● **Task description**: Look for the string "components" in every line, and copy each line that has it.

>> Start

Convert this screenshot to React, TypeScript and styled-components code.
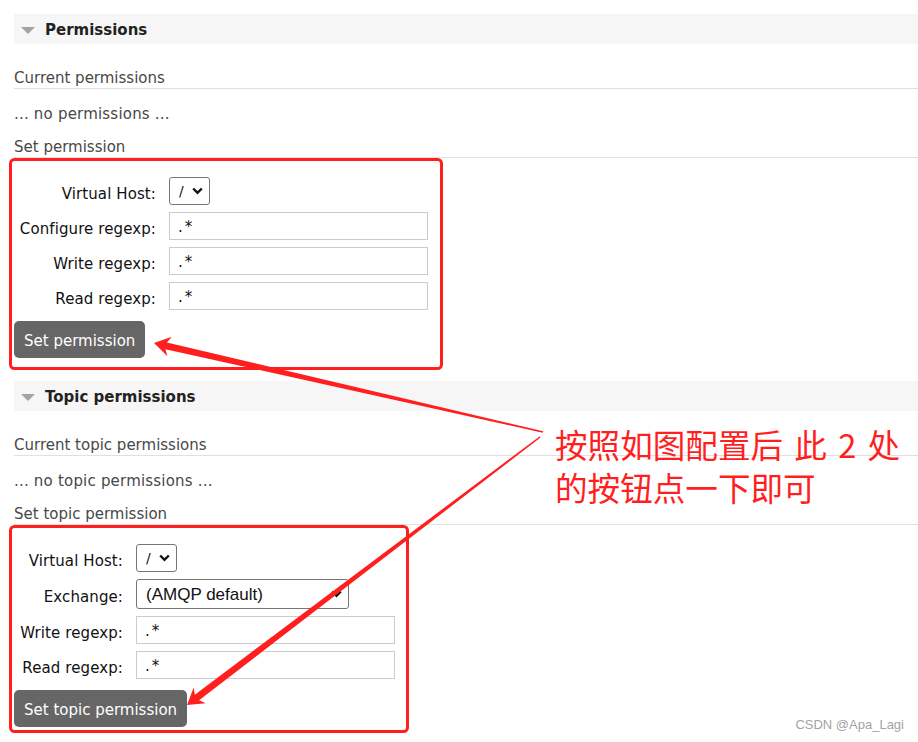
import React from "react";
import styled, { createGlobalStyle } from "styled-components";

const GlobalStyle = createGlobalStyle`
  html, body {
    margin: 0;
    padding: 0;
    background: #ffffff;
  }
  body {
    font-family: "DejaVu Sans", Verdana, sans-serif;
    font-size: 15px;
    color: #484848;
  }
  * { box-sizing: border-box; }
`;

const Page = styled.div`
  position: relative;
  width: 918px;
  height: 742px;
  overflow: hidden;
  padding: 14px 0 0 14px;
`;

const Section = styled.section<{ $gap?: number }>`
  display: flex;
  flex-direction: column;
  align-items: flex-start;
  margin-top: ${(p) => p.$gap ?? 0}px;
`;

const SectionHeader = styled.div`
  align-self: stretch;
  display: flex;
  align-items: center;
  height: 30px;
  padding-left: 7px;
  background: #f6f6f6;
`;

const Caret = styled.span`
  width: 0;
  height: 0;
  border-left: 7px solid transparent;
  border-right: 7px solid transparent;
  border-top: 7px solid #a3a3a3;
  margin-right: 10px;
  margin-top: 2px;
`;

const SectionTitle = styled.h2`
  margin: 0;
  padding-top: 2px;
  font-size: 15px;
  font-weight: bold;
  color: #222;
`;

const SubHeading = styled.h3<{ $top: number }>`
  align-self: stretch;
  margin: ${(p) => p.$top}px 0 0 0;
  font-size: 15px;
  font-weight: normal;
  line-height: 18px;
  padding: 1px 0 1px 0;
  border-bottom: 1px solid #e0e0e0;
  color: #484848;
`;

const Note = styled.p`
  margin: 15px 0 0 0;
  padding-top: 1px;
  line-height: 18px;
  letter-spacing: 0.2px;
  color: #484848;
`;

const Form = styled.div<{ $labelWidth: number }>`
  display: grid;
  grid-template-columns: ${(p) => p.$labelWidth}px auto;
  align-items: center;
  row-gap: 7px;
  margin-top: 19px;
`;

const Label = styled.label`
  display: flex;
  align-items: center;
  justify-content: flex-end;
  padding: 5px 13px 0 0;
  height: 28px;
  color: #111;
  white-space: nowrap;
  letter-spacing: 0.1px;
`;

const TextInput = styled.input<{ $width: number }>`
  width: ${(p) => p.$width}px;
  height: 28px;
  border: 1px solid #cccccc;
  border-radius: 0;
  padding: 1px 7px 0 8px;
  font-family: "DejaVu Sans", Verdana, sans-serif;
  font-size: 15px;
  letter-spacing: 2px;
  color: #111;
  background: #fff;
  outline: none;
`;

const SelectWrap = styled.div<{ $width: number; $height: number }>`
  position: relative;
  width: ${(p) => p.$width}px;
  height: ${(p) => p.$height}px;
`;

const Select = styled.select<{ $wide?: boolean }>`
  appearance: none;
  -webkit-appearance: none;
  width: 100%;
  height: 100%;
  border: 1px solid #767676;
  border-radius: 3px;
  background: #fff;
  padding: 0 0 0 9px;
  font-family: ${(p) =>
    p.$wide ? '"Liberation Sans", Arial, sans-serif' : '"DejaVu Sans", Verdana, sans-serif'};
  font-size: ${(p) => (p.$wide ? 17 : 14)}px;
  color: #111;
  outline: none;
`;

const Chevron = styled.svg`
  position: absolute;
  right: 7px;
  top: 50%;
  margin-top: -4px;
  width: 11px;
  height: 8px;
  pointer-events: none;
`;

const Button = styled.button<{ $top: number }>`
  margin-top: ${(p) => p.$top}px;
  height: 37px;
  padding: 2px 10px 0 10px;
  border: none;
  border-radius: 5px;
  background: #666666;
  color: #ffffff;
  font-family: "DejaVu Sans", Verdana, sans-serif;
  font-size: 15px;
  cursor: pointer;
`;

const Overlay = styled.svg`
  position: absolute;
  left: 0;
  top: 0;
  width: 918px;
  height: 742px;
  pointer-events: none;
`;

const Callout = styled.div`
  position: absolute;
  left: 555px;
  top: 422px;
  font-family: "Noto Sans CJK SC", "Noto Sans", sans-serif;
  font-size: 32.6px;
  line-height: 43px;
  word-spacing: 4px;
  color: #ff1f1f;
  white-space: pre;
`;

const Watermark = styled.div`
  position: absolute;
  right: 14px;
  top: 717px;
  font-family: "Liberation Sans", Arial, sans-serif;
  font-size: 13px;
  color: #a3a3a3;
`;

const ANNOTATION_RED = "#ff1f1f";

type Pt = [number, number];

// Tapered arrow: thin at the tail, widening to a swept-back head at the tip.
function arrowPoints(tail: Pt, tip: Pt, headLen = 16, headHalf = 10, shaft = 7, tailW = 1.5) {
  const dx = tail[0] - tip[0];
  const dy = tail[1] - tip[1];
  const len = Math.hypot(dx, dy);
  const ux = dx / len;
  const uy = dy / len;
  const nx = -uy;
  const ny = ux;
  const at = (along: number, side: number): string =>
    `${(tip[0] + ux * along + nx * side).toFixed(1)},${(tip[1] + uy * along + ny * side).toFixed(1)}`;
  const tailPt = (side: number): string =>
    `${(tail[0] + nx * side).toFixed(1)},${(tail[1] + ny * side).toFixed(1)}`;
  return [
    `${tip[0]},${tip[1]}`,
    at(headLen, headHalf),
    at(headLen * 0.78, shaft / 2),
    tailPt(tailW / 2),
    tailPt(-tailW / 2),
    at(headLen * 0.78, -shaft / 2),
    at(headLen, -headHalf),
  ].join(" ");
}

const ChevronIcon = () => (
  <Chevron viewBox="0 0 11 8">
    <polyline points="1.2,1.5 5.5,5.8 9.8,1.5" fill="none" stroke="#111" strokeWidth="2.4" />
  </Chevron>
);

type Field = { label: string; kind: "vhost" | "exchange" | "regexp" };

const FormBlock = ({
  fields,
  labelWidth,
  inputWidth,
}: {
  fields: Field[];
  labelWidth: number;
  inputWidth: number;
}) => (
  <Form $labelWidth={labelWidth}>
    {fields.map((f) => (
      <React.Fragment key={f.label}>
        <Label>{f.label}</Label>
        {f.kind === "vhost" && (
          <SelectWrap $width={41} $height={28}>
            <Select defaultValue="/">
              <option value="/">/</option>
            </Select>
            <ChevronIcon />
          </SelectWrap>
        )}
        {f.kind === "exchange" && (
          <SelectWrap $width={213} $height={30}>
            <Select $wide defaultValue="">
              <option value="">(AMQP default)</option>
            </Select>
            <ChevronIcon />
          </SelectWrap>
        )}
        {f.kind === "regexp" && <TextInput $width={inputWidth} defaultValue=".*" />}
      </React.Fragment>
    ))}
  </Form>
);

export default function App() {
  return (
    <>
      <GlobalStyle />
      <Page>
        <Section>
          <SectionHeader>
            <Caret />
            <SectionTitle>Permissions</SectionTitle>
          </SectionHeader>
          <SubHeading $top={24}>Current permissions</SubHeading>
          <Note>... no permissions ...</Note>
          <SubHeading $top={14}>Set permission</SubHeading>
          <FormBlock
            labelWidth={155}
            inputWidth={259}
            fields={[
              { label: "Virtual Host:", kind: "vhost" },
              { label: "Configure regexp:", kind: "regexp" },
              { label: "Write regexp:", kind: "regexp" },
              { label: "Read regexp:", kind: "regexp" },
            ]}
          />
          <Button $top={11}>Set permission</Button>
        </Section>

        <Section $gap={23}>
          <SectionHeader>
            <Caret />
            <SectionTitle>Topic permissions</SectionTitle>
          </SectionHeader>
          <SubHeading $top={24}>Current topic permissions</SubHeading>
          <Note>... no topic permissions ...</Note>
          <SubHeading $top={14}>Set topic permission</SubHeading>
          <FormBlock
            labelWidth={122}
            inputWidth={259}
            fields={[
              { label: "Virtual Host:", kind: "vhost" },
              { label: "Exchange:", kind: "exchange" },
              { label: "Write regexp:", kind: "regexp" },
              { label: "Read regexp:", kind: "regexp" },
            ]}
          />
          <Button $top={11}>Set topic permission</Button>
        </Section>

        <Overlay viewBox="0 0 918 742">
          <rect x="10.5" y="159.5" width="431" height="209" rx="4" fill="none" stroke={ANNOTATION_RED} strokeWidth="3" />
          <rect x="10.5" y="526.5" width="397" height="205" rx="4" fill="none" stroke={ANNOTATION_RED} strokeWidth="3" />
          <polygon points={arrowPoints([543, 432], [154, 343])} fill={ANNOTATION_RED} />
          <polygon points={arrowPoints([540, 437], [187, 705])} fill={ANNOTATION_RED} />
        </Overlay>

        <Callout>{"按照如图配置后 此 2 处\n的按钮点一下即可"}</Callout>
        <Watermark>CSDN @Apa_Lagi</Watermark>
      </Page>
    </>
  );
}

>> End

● **Finished exercise**:
Convert this screenshot to React, TypeScript and styled-components code.
import styled, { createGlobalStyle } from "styled-components";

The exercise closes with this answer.